The start of the COVID-19 pandemic is "highly unlikely a lab accident," according to Jonna Mazet, an epidemiologist at the University of California, Davis, who has worked with and trained researchers at the Wuhan Institute of Virology (WIV).
"We worked together to develop very stringent safety protocols, and it's highly unlikely this was a lab accident," said Mazet, who listed four reasons against the ungrounded assertion in an article published on Sunday by Business Insider, a leading news website in the United States.
The first reason, she said, is that "the lab's samples don't match the new coronavirus."
Mazet has worked with Shi Zhengli, a virologist at the WIV, through PREDICT, a pandemic early-warning program started by the US Agency for International Development.
"I've spoken to her recently," Mazet said of Shi. "She is absolutely positive that she had never identified this virus prior to the outbreak happening."
Secondly, the WIV implements rigorous safety protocols that are "above reproach."
"In the field, they (researchers) wear extreme personal protective equipment, including multiple layers of gloves, eye protection, full body suits and masks," said Mazet.
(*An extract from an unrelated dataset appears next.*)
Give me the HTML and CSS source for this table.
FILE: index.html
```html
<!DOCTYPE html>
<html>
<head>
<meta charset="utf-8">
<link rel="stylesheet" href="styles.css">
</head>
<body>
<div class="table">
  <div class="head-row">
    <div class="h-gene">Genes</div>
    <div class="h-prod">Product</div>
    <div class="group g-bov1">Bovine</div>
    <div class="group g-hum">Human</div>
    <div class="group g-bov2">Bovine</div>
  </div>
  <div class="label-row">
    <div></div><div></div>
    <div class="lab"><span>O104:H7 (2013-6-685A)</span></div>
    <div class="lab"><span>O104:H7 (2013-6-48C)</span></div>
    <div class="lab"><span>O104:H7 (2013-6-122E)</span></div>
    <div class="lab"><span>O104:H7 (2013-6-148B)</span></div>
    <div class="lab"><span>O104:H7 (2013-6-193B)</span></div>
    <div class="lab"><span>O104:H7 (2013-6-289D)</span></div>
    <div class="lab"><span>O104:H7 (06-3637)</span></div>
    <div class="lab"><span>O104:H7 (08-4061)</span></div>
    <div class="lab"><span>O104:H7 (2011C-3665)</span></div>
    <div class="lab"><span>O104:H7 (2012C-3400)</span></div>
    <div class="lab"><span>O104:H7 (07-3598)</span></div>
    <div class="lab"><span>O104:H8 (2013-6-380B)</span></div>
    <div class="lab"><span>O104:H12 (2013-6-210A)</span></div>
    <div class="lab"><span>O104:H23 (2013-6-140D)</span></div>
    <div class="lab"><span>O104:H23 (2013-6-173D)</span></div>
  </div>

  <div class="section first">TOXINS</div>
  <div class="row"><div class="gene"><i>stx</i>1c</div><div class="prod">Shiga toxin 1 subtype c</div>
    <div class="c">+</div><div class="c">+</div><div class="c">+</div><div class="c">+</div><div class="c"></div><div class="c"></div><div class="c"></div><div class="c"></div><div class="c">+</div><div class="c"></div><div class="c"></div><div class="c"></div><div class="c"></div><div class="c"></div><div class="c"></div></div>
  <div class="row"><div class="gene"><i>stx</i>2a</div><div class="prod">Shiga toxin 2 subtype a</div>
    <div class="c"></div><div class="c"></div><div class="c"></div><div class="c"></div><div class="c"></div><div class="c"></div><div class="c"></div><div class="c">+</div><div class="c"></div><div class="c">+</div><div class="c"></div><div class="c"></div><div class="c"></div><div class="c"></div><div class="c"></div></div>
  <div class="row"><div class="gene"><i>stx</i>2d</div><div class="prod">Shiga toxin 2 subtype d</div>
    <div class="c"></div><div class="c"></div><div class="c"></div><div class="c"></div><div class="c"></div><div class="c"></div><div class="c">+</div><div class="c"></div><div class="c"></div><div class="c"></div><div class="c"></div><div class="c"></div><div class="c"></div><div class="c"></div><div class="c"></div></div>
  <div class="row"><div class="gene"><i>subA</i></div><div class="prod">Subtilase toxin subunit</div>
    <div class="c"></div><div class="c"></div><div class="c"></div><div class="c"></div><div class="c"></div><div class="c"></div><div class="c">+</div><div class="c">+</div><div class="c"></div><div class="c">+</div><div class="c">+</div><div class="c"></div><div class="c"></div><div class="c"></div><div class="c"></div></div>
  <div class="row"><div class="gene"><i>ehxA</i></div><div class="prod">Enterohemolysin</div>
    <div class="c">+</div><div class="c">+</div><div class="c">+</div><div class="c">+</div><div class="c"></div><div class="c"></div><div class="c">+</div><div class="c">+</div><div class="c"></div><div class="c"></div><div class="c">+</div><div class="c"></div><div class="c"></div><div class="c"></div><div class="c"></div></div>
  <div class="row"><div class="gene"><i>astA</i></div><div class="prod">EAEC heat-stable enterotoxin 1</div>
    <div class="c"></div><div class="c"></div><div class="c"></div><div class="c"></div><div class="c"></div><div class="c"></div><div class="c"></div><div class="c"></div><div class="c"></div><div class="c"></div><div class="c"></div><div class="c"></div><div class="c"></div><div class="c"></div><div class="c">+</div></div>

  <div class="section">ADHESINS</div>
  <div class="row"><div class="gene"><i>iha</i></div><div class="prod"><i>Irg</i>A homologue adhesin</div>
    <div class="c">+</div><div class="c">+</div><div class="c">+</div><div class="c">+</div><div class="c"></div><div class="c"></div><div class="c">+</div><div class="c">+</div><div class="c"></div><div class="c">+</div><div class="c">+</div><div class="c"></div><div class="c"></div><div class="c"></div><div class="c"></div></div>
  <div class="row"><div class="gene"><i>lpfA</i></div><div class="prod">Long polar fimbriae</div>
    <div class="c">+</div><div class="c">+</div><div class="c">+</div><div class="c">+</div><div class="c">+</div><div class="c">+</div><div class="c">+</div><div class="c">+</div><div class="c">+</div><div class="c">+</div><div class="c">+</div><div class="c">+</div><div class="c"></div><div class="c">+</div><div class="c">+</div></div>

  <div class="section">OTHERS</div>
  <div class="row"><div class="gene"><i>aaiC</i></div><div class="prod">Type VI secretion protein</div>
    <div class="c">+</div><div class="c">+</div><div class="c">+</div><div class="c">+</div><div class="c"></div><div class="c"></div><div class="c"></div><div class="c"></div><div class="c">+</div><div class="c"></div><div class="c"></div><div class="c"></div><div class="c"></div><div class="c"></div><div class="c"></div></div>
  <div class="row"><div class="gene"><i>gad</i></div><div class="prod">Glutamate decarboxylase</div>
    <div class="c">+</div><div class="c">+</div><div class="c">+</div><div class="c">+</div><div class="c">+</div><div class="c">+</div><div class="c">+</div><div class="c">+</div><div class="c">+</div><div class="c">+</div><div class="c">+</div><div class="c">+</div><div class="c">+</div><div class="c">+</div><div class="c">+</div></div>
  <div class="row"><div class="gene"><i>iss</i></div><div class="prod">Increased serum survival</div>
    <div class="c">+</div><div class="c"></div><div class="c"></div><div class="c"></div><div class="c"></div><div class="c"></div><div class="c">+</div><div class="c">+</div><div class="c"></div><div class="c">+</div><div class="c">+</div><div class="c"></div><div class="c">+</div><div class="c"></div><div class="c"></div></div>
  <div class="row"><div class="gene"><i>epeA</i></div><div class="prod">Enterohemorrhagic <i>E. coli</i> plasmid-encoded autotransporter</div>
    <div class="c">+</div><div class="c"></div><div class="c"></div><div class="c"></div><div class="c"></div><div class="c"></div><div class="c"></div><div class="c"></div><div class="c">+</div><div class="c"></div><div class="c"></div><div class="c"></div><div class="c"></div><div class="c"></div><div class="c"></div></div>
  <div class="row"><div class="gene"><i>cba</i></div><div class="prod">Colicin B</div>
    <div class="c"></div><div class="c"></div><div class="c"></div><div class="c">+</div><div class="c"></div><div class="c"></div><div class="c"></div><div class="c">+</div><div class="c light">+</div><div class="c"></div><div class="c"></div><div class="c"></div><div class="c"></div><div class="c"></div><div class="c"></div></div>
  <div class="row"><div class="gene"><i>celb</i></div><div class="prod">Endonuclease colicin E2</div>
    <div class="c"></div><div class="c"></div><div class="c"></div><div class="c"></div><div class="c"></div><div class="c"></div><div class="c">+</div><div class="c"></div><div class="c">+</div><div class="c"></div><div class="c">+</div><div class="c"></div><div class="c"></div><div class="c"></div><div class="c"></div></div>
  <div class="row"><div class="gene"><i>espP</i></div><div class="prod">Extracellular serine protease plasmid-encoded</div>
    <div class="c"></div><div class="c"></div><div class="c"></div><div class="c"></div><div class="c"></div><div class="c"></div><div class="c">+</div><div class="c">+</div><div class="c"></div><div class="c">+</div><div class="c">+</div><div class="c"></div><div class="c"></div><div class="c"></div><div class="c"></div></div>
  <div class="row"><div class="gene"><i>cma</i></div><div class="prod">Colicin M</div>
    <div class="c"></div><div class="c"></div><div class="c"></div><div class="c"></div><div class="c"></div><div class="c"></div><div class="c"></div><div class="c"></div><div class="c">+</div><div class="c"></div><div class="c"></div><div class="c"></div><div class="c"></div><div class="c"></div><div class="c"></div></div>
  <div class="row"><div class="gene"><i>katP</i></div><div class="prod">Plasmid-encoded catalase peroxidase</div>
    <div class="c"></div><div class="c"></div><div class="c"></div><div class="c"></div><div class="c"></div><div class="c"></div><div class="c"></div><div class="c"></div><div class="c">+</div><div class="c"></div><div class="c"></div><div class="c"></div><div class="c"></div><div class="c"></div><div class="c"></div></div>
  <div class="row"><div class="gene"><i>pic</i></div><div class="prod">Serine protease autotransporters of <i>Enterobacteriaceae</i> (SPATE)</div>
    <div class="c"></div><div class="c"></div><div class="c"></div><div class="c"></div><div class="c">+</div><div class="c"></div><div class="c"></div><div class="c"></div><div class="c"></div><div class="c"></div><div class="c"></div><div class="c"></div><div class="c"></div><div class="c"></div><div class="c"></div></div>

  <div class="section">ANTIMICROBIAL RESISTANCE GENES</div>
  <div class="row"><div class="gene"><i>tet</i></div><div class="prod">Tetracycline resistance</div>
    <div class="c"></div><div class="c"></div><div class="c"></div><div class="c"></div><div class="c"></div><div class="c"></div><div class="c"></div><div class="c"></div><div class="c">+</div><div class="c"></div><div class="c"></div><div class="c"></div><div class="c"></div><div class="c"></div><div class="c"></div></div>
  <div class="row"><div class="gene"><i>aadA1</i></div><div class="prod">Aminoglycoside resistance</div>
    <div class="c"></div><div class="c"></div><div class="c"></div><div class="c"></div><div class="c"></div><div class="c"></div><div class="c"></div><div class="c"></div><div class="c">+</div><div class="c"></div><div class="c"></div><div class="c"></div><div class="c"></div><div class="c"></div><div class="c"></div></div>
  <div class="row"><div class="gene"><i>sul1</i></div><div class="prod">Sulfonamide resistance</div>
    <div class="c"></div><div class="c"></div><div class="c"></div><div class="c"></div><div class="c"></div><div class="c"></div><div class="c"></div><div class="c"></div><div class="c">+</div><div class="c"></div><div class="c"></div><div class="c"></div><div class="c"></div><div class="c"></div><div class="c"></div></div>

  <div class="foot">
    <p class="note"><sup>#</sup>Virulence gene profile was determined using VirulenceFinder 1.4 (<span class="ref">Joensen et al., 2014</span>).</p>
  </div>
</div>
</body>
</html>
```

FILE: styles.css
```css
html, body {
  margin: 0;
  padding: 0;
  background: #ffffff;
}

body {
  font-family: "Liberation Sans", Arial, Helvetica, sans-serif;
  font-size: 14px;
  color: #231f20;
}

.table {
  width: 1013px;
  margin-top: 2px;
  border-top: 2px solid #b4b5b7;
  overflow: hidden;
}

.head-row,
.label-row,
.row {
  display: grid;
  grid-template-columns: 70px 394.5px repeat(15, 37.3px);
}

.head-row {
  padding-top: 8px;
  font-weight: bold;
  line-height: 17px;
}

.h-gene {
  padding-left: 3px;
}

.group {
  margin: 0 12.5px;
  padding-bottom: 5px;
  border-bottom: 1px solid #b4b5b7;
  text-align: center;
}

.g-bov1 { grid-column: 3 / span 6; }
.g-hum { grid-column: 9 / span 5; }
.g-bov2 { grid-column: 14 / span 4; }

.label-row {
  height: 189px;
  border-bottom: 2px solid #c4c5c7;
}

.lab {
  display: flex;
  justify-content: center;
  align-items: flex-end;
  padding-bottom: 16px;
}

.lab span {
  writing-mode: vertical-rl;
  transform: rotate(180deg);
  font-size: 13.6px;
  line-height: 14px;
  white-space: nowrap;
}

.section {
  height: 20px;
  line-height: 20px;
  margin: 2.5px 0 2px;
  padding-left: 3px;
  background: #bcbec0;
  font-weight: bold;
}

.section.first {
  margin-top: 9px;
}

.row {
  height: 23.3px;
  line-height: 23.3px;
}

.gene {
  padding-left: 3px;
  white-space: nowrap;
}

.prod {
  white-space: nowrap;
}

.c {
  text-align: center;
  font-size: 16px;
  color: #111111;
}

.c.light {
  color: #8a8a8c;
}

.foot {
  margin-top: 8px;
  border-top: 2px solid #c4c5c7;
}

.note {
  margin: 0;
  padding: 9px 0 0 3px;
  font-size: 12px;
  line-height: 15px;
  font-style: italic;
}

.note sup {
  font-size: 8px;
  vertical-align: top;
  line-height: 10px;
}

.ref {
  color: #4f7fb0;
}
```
After a series of disinfection procedures, researchers only use the deactivated, non-infectious samples, and the containers with viable virus are locked down in a special area, she added.
"Rather than a leak," Mazet said of the third reason, "the novel coronavirus is more likely the latest disease to have jumped from an animal to humans."
Mazet said that the 2003 SARS outbreak, Ebola and the H1N1 "swine flu" pandemic are all caused by viruses originated in other species, which are known as zoonotic diseases.
Genetic research has all but confirmed that the virus causing COVID-19 originated in nature, she said, noting that a study published in February found that it shares 96 percent of its genetic code with coronaviruses circulating in bat populations.
As for the fourth reason, Mazed noted that everyday people are more likely to get infected than researchers who wear protection, which indicates that a leak from a lab is implausible.
Tourists, hunters and other people who rely on animals in some capacity for food or trade wander into wild habitats less protected and are therefore exposed to the live viruses circulating in the animals.
The frequency of cross-species infections "will increase as humans encroach further into wild habitats that house disease-carrying species we haven't interacted with before," added Mazet.